- _Goal_
Restate the data below word for word. Skip any images it contains.

- _Dataset extract_
------------------------------------------------
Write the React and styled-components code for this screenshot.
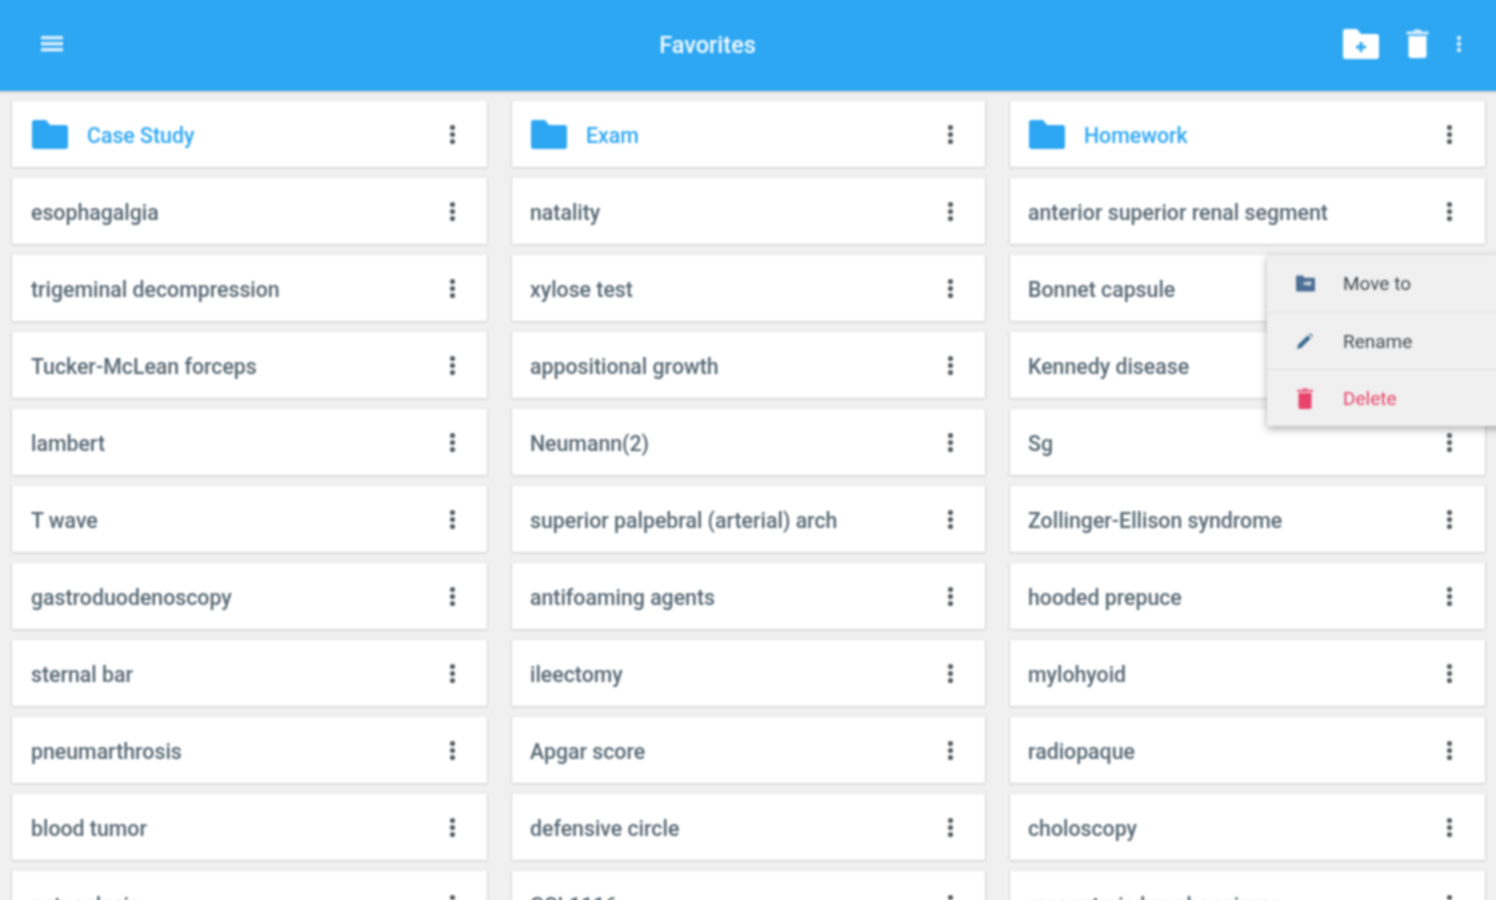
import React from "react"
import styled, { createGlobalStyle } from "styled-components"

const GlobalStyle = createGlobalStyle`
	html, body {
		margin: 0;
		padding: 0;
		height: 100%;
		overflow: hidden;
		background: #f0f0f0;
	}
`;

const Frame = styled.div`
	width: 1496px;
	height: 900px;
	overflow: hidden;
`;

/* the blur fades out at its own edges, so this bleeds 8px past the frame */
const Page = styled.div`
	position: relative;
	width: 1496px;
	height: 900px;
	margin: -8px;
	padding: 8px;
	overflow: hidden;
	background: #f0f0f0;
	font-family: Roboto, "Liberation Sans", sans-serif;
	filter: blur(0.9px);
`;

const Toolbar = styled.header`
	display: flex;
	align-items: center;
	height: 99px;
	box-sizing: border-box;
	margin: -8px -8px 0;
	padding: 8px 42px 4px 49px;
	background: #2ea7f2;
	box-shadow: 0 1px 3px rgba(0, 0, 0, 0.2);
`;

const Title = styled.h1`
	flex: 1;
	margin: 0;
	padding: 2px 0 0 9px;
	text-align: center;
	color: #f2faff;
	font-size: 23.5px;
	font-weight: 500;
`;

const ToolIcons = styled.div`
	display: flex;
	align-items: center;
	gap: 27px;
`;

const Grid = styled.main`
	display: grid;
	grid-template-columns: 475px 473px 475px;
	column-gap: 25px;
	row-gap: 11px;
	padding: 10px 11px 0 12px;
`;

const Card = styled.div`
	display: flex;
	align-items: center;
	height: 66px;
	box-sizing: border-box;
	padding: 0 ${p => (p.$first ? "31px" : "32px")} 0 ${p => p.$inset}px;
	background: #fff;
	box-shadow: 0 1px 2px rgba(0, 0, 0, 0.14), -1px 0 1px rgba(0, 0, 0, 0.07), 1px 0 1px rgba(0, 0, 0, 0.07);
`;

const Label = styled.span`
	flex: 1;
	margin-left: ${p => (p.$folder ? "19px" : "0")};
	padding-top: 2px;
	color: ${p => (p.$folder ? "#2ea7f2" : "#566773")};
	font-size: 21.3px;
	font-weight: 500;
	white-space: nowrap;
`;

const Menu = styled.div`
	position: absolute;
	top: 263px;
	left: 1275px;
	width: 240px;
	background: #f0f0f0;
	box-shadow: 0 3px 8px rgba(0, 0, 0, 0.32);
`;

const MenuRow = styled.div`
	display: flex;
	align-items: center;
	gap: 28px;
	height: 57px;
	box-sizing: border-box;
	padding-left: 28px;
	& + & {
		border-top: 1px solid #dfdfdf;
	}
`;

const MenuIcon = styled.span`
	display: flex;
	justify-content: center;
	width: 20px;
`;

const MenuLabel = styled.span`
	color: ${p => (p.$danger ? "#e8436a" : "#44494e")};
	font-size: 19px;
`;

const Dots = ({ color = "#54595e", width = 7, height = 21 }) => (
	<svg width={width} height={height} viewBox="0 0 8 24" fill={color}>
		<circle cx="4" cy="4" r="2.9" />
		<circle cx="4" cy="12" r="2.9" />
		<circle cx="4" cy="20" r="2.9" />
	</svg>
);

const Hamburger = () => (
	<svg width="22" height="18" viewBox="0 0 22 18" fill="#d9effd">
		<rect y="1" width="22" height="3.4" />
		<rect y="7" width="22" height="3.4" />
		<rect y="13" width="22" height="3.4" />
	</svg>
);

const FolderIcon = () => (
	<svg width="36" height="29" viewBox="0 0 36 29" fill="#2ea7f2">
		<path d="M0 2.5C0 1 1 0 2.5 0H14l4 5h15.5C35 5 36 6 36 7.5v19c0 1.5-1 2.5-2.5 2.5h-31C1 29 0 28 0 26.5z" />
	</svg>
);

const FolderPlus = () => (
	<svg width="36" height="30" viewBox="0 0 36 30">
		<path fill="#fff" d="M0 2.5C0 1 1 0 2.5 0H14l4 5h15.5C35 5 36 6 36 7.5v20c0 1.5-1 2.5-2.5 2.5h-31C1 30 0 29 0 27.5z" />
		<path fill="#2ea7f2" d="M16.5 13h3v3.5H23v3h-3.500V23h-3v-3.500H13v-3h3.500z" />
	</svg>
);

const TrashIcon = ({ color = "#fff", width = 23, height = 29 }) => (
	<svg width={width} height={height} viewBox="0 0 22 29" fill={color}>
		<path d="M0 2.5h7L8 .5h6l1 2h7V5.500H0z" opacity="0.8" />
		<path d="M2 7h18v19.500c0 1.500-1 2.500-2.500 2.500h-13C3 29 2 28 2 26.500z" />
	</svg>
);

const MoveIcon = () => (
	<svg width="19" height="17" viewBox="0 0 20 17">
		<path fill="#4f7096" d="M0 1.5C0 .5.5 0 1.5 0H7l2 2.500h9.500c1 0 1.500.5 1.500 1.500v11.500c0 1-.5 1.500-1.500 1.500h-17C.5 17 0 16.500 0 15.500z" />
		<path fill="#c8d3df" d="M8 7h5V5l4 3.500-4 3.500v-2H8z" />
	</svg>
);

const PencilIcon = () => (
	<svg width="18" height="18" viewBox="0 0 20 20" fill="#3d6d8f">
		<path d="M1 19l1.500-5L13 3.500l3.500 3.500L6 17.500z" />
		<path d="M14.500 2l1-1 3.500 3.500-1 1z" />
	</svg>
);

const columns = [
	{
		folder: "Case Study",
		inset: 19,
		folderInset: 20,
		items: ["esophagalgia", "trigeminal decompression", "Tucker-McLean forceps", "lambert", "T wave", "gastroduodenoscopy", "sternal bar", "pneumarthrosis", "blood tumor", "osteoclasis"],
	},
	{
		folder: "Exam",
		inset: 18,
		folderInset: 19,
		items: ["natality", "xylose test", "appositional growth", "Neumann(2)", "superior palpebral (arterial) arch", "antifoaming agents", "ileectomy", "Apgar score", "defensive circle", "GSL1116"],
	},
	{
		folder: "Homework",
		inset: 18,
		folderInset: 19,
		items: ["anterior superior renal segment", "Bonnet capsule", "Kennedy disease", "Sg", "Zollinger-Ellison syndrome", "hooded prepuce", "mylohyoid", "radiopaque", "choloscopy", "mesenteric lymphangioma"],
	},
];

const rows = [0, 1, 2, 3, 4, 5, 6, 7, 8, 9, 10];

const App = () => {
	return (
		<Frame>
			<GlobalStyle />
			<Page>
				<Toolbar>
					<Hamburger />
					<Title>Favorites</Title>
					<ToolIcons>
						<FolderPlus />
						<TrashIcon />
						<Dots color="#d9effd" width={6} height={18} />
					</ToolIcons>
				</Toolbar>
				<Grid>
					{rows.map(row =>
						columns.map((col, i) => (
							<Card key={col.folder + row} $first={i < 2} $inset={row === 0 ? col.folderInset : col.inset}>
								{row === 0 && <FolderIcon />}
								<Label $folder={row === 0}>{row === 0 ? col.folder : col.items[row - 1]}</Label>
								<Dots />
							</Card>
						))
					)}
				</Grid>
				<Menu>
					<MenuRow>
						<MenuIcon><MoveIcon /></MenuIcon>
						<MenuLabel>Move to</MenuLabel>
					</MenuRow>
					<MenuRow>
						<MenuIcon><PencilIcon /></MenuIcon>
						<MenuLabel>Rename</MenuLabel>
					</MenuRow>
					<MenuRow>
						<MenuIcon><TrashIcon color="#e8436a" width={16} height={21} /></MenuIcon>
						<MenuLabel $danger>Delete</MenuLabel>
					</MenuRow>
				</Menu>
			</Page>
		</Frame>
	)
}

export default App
------------------------------------------------
- _Solution to this problem_
Write the React and styled-components code for this screenshot.
import React from "react"
import styled, { createGlobalStyle } from "styled-components"

const GlobalStyle = createGlobalStyle`
	html, body {
		margin: 0;
		padding: 0;
		height: 100%;
		overflow: hidden;
		background: #f0f0f0;
	}
`;

const Frame = styled.div`
	width: 1496px;
	height: 900px;
	overflow: hidden;
`;

/* the blur fades out at its own edges, so this bleeds 8px past the frame */
const Page = styled.div`
	position: relative;
	width: 1496px;
	height: 900px;
	margin: -8px;
	padding: 8px;
	overflow: hidden;
	background: #f0f0f0;
	font-family: Roboto, "Liberation Sans", sans-serif;
	filter: blur(0.9px);
`;

const Toolbar = styled.header`
	display: flex;
	align-items: center;
	height: 99px;
	box-sizing: border-box;
	margin: -8px -8px 0;
	padding: 8px 42px 4px 49px;
	background: #2ea7f2;
	box-shadow: 0 1px 3px rgba(0, 0, 0, 0.2);
`;

const Title = styled.h1`
	flex: 1;
	margin: 0;
	padding: 2px 0 0 9px;
	text-align: center;
	color: #f2faff;
	font-size: 23.5px;
	font-weight: 500;
`;

const ToolIcons = styled.div`
	display: flex;
	align-items: center;
	gap: 27px;
`;

const Grid = styled.main`
	display: grid;
	grid-template-columns: 475px 473px 475px;
	column-gap: 25px;
	row-gap: 11px;
	padding: 10px 11px 0 12px;
`;

const Card = styled.div`
	display: flex;
	align-items: center;
	height: 66px;
	box-sizing: border-box;
	padding: 0 ${p => (p.$first ? "31px" : "32px")} 0 ${p => p.$inset}px;
	background: #fff;
	box-shadow: 0 1px 2px rgba(0, 0, 0, 0.14), -1px 0 1px rgba(0, 0, 0, 0.07), 1px 0 1px rgba(0, 0, 0, 0.07);
`;

const Label = styled.span`
	flex: 1;
	margin-left: ${p => (p.$folder ? "19px" : "0")};
	padding-top: 2px;
	color: ${p => (p.$folder ? "#2ea7f2" : "#566773")};
	font-size: 21.3px;
	font-weight: 500;
	white-space: nowrap;
`;

const Menu = styled.div`
	position: absolute;
	top: 263px;
	left: 1275px;
	width: 240px;
	background: #f0f0f0;
	box-shadow: 0 3px 8px rgba(0, 0, 0, 0.32);
`;

const MenuRow = styled.div`
	display: flex;
	align-items: center;
	gap: 28px;
	height: 57px;
	box-sizing: border-box;
	padding-left: 28px;
	& + & {
		border-top: 1px solid #dfdfdf;
	}
`;

const MenuIcon = styled.span`
	display: flex;
	justify-content: center;
	width: 20px;
`;

const MenuLabel = styled.span`
	color: ${p => (p.$danger ? "#e8436a" : "#44494e")};
	font-size: 19px;
`;

const Dots = ({ color = "#54595e", width = 7, height = 21 }) => (
	<svg width={width} height={height} viewBox="0 0 8 24" fill={color}>
		<circle cx="4" cy="4" r="2.9" />
		<circle cx="4" cy="12" r="2.9" />
		<circle cx="4" cy="20" r="2.9" />
	</svg>
);

const Hamburger = () => (
	<svg width="22" height="18" viewBox="0 0 22 18" fill="#d9effd">
		<rect y="1" width="22" height="3.4" />
		<rect y="7" width="22" height="3.4" />
		<rect y="13" width="22" height="3.4" />
	</svg>
);

const FolderIcon = () => (
	<svg width="36" height="29" viewBox="0 0 36 29" fill="#2ea7f2">
		<path d="M0 2.5C0 1 1 0 2.5 0H14l4 5h15.5C35 5 36 6 36 7.5v19c0 1.5-1 2.5-2.5 2.5h-31C1 29 0 28 0 26.5z" />
	</svg>
);

const FolderPlus = () => (
	<svg width="36" height="30" viewBox="0 0 36 30">
		<path fill="#fff" d="M0 2.5C0 1 1 0 2.5 0H14l4 5h15.5C35 5 36 6 36 7.5v20c0 1.5-1 2.5-2.5 2.5h-31C1 30 0 29 0 27.5z" />
		<path fill="#2ea7f2" d="M16.5 13h3v3.5H23v3h-3.500V23h-3v-3.500H13v-3h3.500z" />
	</svg>
);

const TrashIcon = ({ color = "#fff", width = 23, height = 29 }) => (
	<svg width={width} height={height} viewBox="0 0 22 29" fill={color}>
		<path d="M0 2.5h7L8 .5h6l1 2h7V5.500H0z" opacity="0.8" />
		<path d="M2 7h18v19.500c0 1.500-1 2.500-2.500 2.500h-13C3 29 2 28 2 26.500z" />
	</svg>
);

const MoveIcon = () => (
	<svg width="19" height="17" viewBox="0 0 20 17">
		<path fill="#4f7096" d="M0 1.5C0 .5.5 0 1.5 0H7l2 2.500h9.500c1 0 1.500.5 1.500 1.500v11.500c0 1-.5 1.500-1.500 1.500h-17C.5 17 0 16.500 0 15.500z" />
		<path fill="#c8d3df" d="M8 7h5V5l4 3.500-4 3.500v-2H8z" />
	</svg>
);

const PencilIcon = () => (
	<svg width="18" height="18" viewBox="0 0 20 20" fill="#3d6d8f">
		<path d="M1 19l1.500-5L13 3.500l3.500 3.500L6 17.500z" />
		<path d="M14.500 2l1-1 3.500 3.500-1 1z" />
	</svg>
);

const columns = [
	{
		folder: "Case Study",
		inset: 19,
		folderInset: 20,
		items: ["esophagalgia", "trigeminal decompression", "Tucker-McLean forceps", "lambert", "T wave", "gastroduodenoscopy", "sternal bar", "pneumarthrosis", "blood tumor", "osteoclasis"],
	},
	{
		folder: "Exam",
		inset: 18,
		folderInset: 19,
		items: ["natality", "xylose test", "appositional growth", "Neumann(2)", "superior palpebral (arterial) arch", "antifoaming agents", "ileectomy", "Apgar score", "defensive circle", "GSL1116"],
	},
	{
		folder: "Homework",
		inset: 18,
		folderInset: 19,
		items: ["anterior superior renal segment", "Bonnet capsule", "Kennedy disease", "Sg", "Zollinger-Ellison syndrome", "hooded prepuce", "mylohyoid", "radiopaque", "choloscopy", "mesenteric lymphangioma"],
	},
];

const rows = [0, 1, 2, 3, 4, 5, 6, 7, 8, 9, 10];

const App = () => {
	return (
		<Frame>
			<GlobalStyle />
			<Page>
				<Toolbar>
					<Hamburger />
					<Title>Favorites</Title>
					<ToolIcons>
						<FolderPlus />
						<TrashIcon />
						<Dots color="#d9effd" width={6} height={18} />
					</ToolIcons>
				</Toolbar>
				<Grid>
					{rows.map(row =>
						columns.map((col, i) => (
							<Card key={col.folder + row} $first={i < 2} $inset={row === 0 ? col.folderInset : col.inset}>
								{row === 0 && <FolderIcon />}
								<Label $folder={row === 0}>{row === 0 ? col.folder : col.items[row - 1]}</Label>
								<Dots />
							</Card>
						))
					)}
				</Grid>
				<Menu>
					<MenuRow>
						<MenuIcon><MoveIcon /></MenuIcon>
						<MenuLabel>Move to</MenuLabel>
					</MenuRow>
					<MenuRow>
						<MenuIcon><PencilIcon /></MenuIcon>
						<MenuLabel>Rename</MenuLabel>
					</MenuRow>
					<MenuRow>
						<MenuIcon><TrashIcon color="#e8436a" width={16} height={21} /></MenuIcon>
						<MenuLabel $danger>Delete</MenuLabel>
					</MenuRow>
				</Menu>
			</Page>
		</Frame>
	)
}

export default App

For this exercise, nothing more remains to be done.